An old video featuring then-San Francisco District Attorney Kamala Harris has gone viral again, which should give some voters pause.

During a Google-sponsored event in 2010, Harris—once rated the Senate’s most far-left member—readily admitted she was a “radical.”

“I read that at the Republican Convention. He [opponent] called me a radical,” Harris said. “So I guess that’s one difference between us.”

“And, yeah, I am radical,” she said. “I do believe that we need to get radical, about what we are doing, and take it seriously.”

WATCH:

Harris was the District Attorney of San Francisco from January 8, 2004, to January 3, 2011. She then became a U.S. senator from January 3, 2017, to January 18, 2021. In 2019, she was the most far-left senator, surpassing socialist Bernie Sanders (I-VT), according to GovTrack’s scorecard.

Now, however, Harris has appeared to change her position on many issues that were important to her and a majority of Democratic voters during her unsuccessful 2020 presidential bid in what critics say is an effort to repackage her in a desperate bid to appeal to more voters now that she’s the heir apparent to the 2024 nomination.

Specifically, as reported by The New York Times, Harris stood on the far left of many issues, including energy, climate, firearms, and immigration. But now her campaign is attempting to downplay those stances and present her as much more moderate even as Republican operatives dig up a plethora of old interviews and video clips showing her true colors.

For instance, Republican Dave McCormick, who is running against incumbent Democratic Sen. Bob Casey of Pennsylvania, highlighted Harris’s controversial positions with a powerful montage. The video showcased Harris endorsing a range of extreme ideas, from open borders to federal firearm confiscation through a euphemistically termed “mandatory buyback” program.

McCormick’s ad also featured clips of Harris supporting various controversial policies, including the Green New Deal, a ban on fracking and offshore drilling, single-payer health insurance, voting rights for violent felons, and an authoritarian climate policy aimed at reducing red meat consumption.

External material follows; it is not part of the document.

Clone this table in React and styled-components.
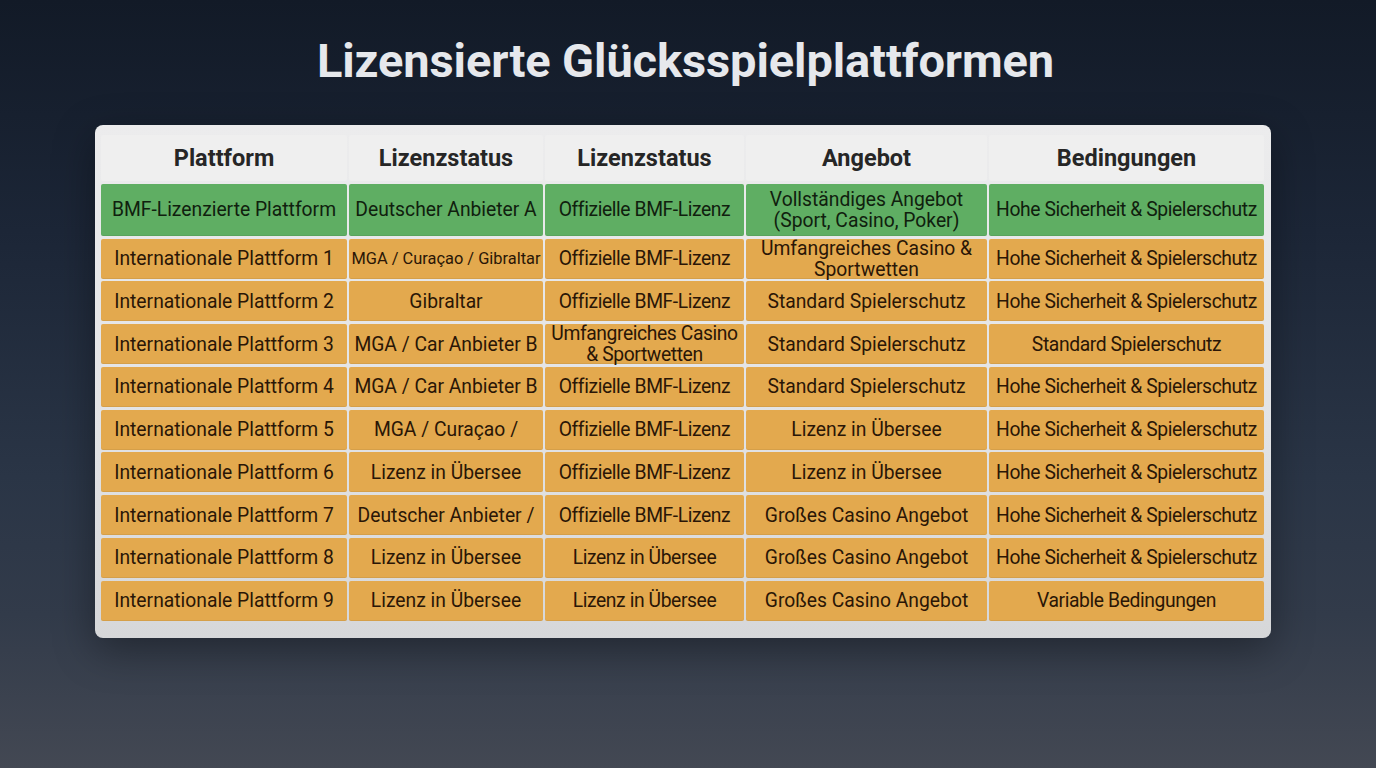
import React from 'react';
import styled, { createGlobalStyle } from 'styled-components';

const GlobalStyle = createGlobalStyle`
  html, body {
    margin: 0;
    padding: 0;
  }
  body {
    font-family: Roboto, "Liberation Sans", sans-serif;
  }
`;

const Page = styled.div`
  width: 1376px;
  height: 768px;
  overflow: hidden;
  box-sizing: border-box;
  display: flex;
  flex-direction: column;
  align-items: center;
  background:
    radial-gradient(ellipse 700px 260px at 50% 40%, rgba(90, 105, 125, 0.22), transparent 70%),
    linear-gradient(180deg, #121a27 0%, #1c2637 30%, #2a3546 62%, #323b4a 80%, #434853 100%);
`;

const Title = styled.h1`
  margin: 33px 0 0 -5px;
  font-family: Roboto, "Liberation Sans", sans-serif;
  font-weight: 700;
  font-size: 47px;
  line-height: 56px;
  color: #e6e8ec;
  letter-spacing: -0.1px;
`;

const Panel = styled.div`
  margin-top: 36px;
  margin-left: -10px;
  width: 1176px;
  box-sizing: border-box;
  padding: 10px 7px 17px 6px;
  background: linear-gradient(180deg, #ececed 0%, #e2e3e5 60%, #d6d7d9 100%);
  border-radius: 8px;
  box-shadow: 0 12px 40px rgba(0, 0, 0, 0.35);
`;

const Table = styled.div`
  display: grid;
  grid-template-columns: 246px 194px 199px 241px 275px;
  grid-template-rows: 46px 52px repeat(9, 40px);
  column-gap: 2px;
  row-gap: 2.75px;
`;

const palette = {
  head: { bg: '#efefef', fg: '#262626' },
  green: { bg: '#5fae63', fg: '#10200e' },
  orange: { bg: '#e3a94e', fg: '#2a1606' },
};

const Cell = styled.div`
  display: flex;
  align-items: center;
  justify-content: center;
  text-align: center;
  border-radius: 2px;
  background: ${p => palette[p.$tone].bg};
  color: ${p => palette[p.$tone].fg};
  font-size: ${p => (p.$head ? '23.5px' : p.$small ? '16.4px' : '19.3px')};
  font-weight: ${p => (p.$head ? 700 : 400)};
  line-height: 21px;
  letter-spacing: ${p => (p.$tight ? '-0.4px' : '0')};
  white-space: pre-line;
  box-shadow: ${p => (p.$head ? 'none' : 'inset 0 -1px 0 rgba(0,0,0,0.06)')};
`;

const headers = ['Plattform', 'Lizenzstatus', 'Lizenzstatus', 'Angebot', 'Bedingungen'];

const rows = [
  ['green', 'BMF-Lizenzierte Plattform', 'Deutscher Anbieter A', 'Offizielle BMF-Lizenz', 'Vollständiges Angebot\n(Sport, Casino, Poker)', 'Hohe Sicherheit & Spielerschutz'],
  ['orange', 'Internationale Plattform 1', 'MGA / Curaçao / Gibraltar', 'Offizielle BMF-Lizenz', 'Umfangreiches Casino &\nSportwetten', 'Hohe Sicherheit & Spielerschutz'],
  ['orange', 'Internationale Plattform 2', 'Gibraltar', 'Offizielle BMF-Lizenz', 'Standard Spielerschutz', 'Hohe Sicherheit & Spielerschutz'],
  ['orange', 'Internationale Plattform 3', 'MGA / Car Anbieter B', 'Umfangreiches Casino\n& Sportwetten', 'Standard Spielerschutz', 'Standard Spielerschutz'],
  ['orange', 'Internationale Plattform 4', 'MGA / Car Anbieter B', 'Offizielle BMF-Lizenz', 'Standard Spielerschutz', 'Hohe Sicherheit & Spielerschutz'],
  ['orange', 'Internationale Plattform 5', 'MGA / Curaçao /', 'Offizielle BMF-Lizenz', 'Lizenz in Übersee', 'Hohe Sicherheit & Spielerschutz'],
  ['orange', 'Internationale Plattform 6', 'Lizenz in Übersee', 'Offizielle BMF-Lizenz', 'Lizenz in Übersee', 'Hohe Sicherheit & Spielerschutz'],
  ['orange', 'Internationale Plattform 7', 'Deutscher Anbieter /', 'Offizielle BMF-Lizenz', 'Großes Casino Angebot', 'Hohe Sicherheit & Spielerschutz'],
  ['orange', 'Internationale Plattform 8', 'Lizenz in Übersee', 'Lizenz in Übersee', 'Großes Casino Angebot', 'Hohe Sicherheit & Spielerschutz'],
  ['orange', 'Internationale Plattform 9', 'Lizenz in Übersee', 'Lizenz in Übersee', 'Großes Casino Angebot', 'Variable Bedingungen'],
];

export default function App() {
  return (
    <>
      <GlobalStyle />
      <Page>
        <Title>Lizensierte Glücksspielplattformen</Title>
        <Panel>
          <Table>
            {headers.map((h, i) => (
              <Cell key={`h${i}`} $tone="head" $head>{h}</Cell>
            ))}
            {rows.map(([tone, ...cells], r) =>
              cells.map((text, c) => (
                <Cell
                  key={`${r}-${c}`}
                  $tone={tone}
                  $small={text === 'MGA / Curaçao / Gibraltar'}
                  $tight={c === 2 || c === 4}
                >
                  {text}
                </Cell>
              ))
            )}
          </Table>
        </Panel>
      </Page>
    </>
  );
}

Republican strategists like Brad Todd in Pennsylvania have already begun seizing on the vice president’s far-left history; she was once considered the most ‘progressive’ member of the U.S. Senate before she accepted Joe Biden’s offer to be his running mate after dropping out of the 2020 Democratic primaries very early.

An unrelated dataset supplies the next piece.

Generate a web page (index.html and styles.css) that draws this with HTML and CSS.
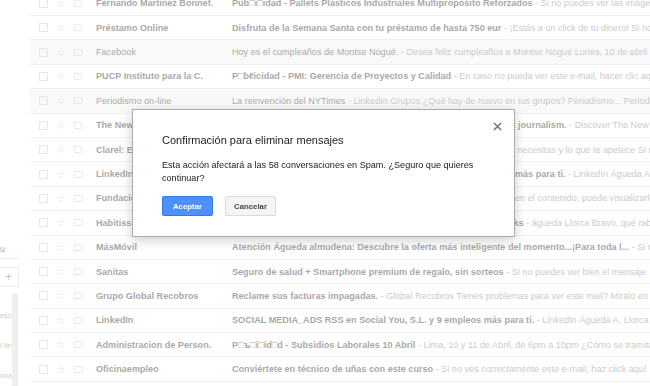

“The archive is deep,” Todd said, according to the Times. “We will run out of time before we run out of video clips of Kamala Harris saying wacky California liberal things. I’m just not sure that the rest of this campaign includes much besides that.”

The Times provided some details about the montage that McCormack put together:

She said then that she opposed fracking; would “think about” abolishing the Immigration and Customs Enforcement agency; called the idea of adding more police officers “wrongheaded thinking”; entertained the idea of allowing felons to vote; said she supported a “mandatory buyback program” for some guns; and called for the elimination of private health insurance.

Fracking is a particularly tough issue for Ms. Harris. Banning it was a plank in her energy platform in the 2020 primary race. But fracking remains a key element of the economy in Pennsylvania, perhaps the most important battleground state this year.

Former President Donald Trump, her GOP opponent should she go on to win her party’s nomination at the Democratic National Convention this month, has also begun to seize upon her previous left-wing stances on issues.

“She pledged to ban fracking — no fracking, oh, that’s going to do well in Pennsylvania, isn’t it?” he said at a rally on Saturday in Minnesota. “Remember, Pennsylvania, I said it. She wants no fracking. She’s on tape. The beautiful thing about modern technology is when you say something, you’re screwed if it’s bad.”